Data block:
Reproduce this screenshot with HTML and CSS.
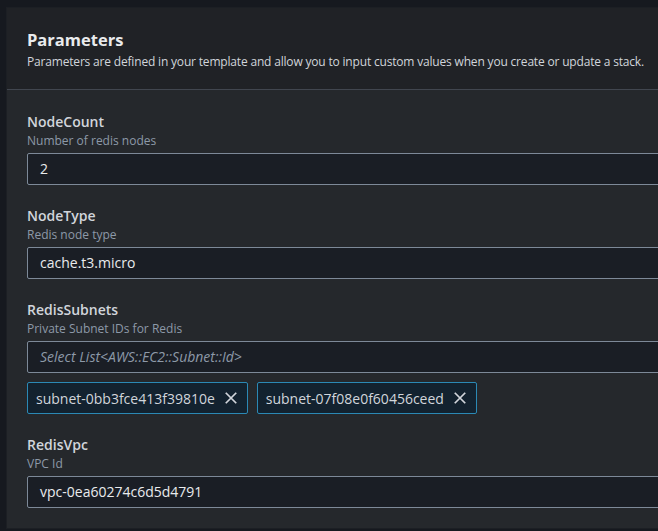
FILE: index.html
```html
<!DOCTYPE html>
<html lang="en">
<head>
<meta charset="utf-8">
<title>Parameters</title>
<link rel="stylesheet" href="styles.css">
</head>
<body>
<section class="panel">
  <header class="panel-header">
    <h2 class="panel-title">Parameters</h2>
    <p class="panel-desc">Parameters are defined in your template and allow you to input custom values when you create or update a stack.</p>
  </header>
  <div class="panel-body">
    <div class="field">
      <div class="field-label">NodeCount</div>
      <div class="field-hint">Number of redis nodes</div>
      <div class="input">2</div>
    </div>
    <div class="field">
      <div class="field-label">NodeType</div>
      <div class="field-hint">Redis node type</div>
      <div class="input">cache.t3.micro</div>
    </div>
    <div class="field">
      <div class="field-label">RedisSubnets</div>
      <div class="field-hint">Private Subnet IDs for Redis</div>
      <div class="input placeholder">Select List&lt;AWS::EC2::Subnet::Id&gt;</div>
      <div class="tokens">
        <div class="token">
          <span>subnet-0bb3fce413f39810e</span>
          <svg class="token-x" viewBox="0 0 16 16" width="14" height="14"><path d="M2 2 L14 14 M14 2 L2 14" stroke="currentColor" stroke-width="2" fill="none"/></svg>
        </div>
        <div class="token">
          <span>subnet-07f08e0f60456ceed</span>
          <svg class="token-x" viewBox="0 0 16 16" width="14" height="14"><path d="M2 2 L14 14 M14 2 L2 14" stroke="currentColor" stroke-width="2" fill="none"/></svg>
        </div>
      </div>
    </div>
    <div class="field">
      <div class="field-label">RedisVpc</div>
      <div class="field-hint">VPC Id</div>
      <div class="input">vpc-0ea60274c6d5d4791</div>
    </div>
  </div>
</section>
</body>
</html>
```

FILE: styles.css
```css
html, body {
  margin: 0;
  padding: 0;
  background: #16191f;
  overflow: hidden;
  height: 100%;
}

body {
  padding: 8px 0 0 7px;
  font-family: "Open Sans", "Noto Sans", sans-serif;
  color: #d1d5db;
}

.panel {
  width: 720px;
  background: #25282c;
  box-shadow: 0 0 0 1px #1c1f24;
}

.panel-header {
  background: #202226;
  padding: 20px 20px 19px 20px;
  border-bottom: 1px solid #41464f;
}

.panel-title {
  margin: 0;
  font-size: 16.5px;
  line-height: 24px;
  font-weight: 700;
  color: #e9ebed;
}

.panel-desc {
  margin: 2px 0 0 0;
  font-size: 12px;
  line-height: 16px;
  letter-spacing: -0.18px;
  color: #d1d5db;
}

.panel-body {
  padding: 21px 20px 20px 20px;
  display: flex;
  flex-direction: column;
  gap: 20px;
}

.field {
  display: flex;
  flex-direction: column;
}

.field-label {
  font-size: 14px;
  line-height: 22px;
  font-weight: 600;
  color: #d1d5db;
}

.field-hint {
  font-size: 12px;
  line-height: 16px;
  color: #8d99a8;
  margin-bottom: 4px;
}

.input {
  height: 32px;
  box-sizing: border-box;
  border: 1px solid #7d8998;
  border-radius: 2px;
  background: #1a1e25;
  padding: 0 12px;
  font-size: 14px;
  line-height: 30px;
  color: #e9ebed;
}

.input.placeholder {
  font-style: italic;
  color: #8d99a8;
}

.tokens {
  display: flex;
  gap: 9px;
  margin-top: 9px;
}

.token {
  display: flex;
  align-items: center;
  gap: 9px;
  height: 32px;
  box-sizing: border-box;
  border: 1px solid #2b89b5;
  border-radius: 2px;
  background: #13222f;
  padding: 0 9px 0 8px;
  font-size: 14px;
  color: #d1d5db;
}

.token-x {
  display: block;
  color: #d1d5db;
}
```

What to produce:
Make an exact copy of the listing above. Do not include the pictures.

Solution:
Reproduce this screenshot with HTML and CSS.
FILE: index.html
```html
<!DOCTYPE html>
<html lang="en">
<head>
<meta charset="utf-8">
<title>Parameters</title>
<link rel="stylesheet" href="styles.css">
</head>
<body>
<section class="panel">
  <header class="panel-header">
    <h2 class="panel-title">Parameters</h2>
    <p class="panel-desc">Parameters are defined in your template and allow you to input custom values when you create or update a stack.</p>
  </header>
  <div class="panel-body">
    <div class="field">
      <div class="field-label">NodeCount</div>
      <div class="field-hint">Number of redis nodes</div>
      <div class="input">2</div>
    </div>
    <div class="field">
      <div class="field-label">NodeType</div>
      <div class="field-hint">Redis node type</div>
      <div class="input">cache.t3.micro</div>
    </div>
    <div class="field">
      <div class="field-label">RedisSubnets</div>
      <div class="field-hint">Private Subnet IDs for Redis</div>
      <div class="input placeholder">Select List&lt;AWS::EC2::Subnet::Id&gt;</div>
      <div class="tokens">
        <div class="token">
          <span>subnet-0bb3fce413f39810e</span>
          <svg class="token-x" viewBox="0 0 16 16" width="14" height="14"><path d="M2 2 L14 14 M14 2 L2 14" stroke="currentColor" stroke-width="2" fill="none"/></svg>
        </div>
        <div class="token">
          <span>subnet-07f08e0f60456ceed</span>
          <svg class="token-x" viewBox="0 0 16 16" width="14" height="14"><path d="M2 2 L14 14 M14 2 L2 14" stroke="currentColor" stroke-width="2" fill="none"/></svg>
        </div>
      </div>
    </div>
    <div class="field">
      <div class="field-label">RedisVpc</div>
      <div class="field-hint">VPC Id</div>
      <div class="input">vpc-0ea60274c6d5d4791</div>
    </div>
  </div>
</section>
</body>
</html>
```

FILE: styles.css
```css
html, body {
  margin: 0;
  padding: 0;
  background: #16191f;
  overflow: hidden;
  height: 100%;
}

body {
  padding: 8px 0 0 7px;
  font-family: "Open Sans", "Noto Sans", sans-serif;
  color: #d1d5db;
}

.panel {
  width: 720px;
  background: #25282c;
  box-shadow: 0 0 0 1px #1c1f24;
}

.panel-header {
  background: #202226;
  padding: 20px 20px 19px 20px;
  border-bottom: 1px solid #41464f;
}

.panel-title {
  margin: 0;
  font-size: 16.5px;
  line-height: 24px;
  font-weight: 700;
  color: #e9ebed;
}

.panel-desc {
  margin: 2px 0 0 0;
  font-size: 12px;
  line-height: 16px;
  letter-spacing: -0.18px;
  color: #d1d5db;
}

.panel-body {
  padding: 21px 20px 20px 20px;
  display: flex;
  flex-direction: column;
  gap: 20px;
}

.field {
  display: flex;
  flex-direction: column;
}

.field-label {
  font-size: 14px;
  line-height: 22px;
  font-weight: 600;
  color: #d1d5db;
}

.field-hint {
  font-size: 12px;
  line-height: 16px;
  color: #8d99a8;
  margin-bottom: 4px;
}

.input {
  height: 32px;
  box-sizing: border-box;
  border: 1px solid #7d8998;
  border-radius: 2px;
  background: #1a1e25;
  padding: 0 12px;
  font-size: 14px;
  line-height: 30px;
  color: #e9ebed;
}

.input.placeholder {
  font-style: italic;
  color: #8d99a8;
}

.tokens {
  display: flex;
  gap: 9px;
  margin-top: 9px;
}

.token {
  display: flex;
  align-items: center;
  gap: 9px;
  height: 32px;
  box-sizing: border-box;
  border: 1px solid #2b89b5;
  border-radius: 2px;
  background: #13222f;
  padding: 0 9px 0 8px;
  font-size: 14px;
  color: #d1d5db;
}

.token-x {
  display: block;
  color: #d1d5db;
}
```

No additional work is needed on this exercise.